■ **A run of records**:
-*-

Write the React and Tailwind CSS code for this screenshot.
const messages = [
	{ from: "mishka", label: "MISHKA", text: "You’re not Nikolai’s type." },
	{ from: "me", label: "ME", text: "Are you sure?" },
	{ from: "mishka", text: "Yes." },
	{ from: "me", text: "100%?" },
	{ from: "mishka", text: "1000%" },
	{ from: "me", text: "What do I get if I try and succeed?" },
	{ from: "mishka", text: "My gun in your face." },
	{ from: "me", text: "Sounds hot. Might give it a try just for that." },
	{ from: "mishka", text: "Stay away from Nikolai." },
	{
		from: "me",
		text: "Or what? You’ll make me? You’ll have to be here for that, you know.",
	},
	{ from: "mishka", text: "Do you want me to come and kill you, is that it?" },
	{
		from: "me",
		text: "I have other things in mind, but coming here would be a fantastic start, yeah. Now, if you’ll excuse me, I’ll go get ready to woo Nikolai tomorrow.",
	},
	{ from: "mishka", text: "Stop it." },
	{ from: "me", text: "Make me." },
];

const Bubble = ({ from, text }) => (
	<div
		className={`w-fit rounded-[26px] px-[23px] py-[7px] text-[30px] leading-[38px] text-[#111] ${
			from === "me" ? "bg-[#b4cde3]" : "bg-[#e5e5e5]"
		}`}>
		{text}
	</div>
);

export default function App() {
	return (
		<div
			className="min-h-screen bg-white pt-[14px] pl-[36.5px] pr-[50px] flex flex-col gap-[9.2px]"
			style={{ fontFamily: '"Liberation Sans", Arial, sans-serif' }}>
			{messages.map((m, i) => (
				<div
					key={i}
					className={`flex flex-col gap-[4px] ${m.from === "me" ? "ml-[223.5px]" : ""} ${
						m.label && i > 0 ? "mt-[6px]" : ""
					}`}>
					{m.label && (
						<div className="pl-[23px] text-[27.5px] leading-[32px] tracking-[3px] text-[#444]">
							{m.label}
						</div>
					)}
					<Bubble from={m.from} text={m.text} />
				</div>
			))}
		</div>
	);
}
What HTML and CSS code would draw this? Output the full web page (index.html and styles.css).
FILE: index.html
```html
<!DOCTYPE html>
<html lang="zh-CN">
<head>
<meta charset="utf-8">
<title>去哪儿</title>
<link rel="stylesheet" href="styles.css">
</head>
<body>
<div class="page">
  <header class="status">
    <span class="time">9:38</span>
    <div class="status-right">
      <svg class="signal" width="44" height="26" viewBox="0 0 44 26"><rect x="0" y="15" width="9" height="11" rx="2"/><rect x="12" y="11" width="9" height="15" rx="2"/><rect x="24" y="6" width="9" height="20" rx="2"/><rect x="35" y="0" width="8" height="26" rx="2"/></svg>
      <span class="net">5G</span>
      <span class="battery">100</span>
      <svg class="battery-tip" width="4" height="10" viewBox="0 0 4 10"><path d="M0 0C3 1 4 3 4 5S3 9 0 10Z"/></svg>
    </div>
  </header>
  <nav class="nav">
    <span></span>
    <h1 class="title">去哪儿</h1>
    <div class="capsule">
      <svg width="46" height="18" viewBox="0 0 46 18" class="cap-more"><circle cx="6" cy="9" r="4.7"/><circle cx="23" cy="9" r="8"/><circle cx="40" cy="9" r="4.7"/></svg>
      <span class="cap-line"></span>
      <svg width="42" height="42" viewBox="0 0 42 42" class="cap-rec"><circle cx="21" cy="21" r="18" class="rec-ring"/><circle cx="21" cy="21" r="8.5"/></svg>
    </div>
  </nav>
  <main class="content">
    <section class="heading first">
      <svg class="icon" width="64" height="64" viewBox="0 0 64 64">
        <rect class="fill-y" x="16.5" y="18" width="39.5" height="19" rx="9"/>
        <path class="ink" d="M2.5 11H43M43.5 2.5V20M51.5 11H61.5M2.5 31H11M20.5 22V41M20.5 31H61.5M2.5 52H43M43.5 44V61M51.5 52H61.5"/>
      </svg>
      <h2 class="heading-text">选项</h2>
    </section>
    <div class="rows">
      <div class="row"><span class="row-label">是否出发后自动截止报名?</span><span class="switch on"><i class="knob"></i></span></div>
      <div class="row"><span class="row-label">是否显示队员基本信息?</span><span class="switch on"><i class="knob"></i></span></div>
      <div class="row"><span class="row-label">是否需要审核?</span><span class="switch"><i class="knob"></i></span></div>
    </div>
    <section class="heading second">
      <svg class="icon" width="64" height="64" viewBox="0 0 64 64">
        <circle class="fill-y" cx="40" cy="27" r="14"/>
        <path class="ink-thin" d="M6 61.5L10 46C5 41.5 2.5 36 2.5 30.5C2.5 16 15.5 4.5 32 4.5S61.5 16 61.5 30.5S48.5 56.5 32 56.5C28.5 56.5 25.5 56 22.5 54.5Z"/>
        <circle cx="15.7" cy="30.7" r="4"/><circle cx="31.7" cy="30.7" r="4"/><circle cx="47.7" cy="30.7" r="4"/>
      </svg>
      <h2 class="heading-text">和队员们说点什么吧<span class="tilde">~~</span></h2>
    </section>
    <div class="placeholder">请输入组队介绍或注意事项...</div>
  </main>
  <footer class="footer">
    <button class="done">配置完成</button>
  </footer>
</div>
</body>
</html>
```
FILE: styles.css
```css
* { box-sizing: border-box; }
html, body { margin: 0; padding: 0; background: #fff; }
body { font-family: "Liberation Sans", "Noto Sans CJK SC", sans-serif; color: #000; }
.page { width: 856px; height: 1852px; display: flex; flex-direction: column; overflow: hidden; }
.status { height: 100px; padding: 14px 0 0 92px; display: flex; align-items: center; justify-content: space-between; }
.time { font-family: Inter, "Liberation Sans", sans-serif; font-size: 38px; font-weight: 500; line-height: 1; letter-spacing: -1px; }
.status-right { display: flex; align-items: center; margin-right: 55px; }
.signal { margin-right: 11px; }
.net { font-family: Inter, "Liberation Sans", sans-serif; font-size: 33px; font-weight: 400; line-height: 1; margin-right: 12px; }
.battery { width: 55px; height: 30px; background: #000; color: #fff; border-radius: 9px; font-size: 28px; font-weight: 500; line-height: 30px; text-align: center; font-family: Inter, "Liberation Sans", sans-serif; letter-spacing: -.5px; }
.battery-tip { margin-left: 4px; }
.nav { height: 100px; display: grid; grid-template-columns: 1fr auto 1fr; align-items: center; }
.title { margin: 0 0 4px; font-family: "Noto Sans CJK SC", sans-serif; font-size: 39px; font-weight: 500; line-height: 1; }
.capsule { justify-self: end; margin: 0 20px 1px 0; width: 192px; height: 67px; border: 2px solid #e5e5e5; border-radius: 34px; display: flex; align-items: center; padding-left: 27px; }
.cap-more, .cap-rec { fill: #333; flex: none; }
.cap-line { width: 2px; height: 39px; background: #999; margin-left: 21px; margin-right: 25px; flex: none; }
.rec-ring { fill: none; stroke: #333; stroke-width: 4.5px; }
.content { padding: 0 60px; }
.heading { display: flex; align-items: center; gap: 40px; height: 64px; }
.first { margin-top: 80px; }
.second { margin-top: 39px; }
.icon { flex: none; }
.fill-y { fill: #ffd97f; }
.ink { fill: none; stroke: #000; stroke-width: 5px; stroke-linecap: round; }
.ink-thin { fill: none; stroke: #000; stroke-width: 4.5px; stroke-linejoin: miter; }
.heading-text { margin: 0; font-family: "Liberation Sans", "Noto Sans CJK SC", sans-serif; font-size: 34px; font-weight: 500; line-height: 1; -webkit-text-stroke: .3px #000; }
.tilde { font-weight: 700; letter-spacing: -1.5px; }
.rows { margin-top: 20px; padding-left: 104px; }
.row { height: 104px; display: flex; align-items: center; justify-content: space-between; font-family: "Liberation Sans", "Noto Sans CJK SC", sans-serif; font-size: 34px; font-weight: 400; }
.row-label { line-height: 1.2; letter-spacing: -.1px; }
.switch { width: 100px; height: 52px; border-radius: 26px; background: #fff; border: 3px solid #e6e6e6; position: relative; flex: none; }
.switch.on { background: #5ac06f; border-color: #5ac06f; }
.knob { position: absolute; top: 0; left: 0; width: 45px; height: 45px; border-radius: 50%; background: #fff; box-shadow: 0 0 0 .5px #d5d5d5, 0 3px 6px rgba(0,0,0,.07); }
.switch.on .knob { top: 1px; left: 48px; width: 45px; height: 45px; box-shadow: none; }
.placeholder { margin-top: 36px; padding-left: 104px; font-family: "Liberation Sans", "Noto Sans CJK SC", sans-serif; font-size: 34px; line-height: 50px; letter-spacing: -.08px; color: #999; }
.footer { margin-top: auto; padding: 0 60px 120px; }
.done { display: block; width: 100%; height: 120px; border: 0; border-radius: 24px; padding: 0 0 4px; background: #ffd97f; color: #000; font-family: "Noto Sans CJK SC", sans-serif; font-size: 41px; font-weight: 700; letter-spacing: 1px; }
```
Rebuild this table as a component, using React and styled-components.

-*-

Return only those lines of the records that contain the string "page".

■ **FINISHED TASK**:
What HTML and CSS code would draw this? Output the full web page (index.html and styles.css).
<div class="page">
.page { width: 856px; height: 1852px; display: flex; flex-direction: column; overflow: hidden; }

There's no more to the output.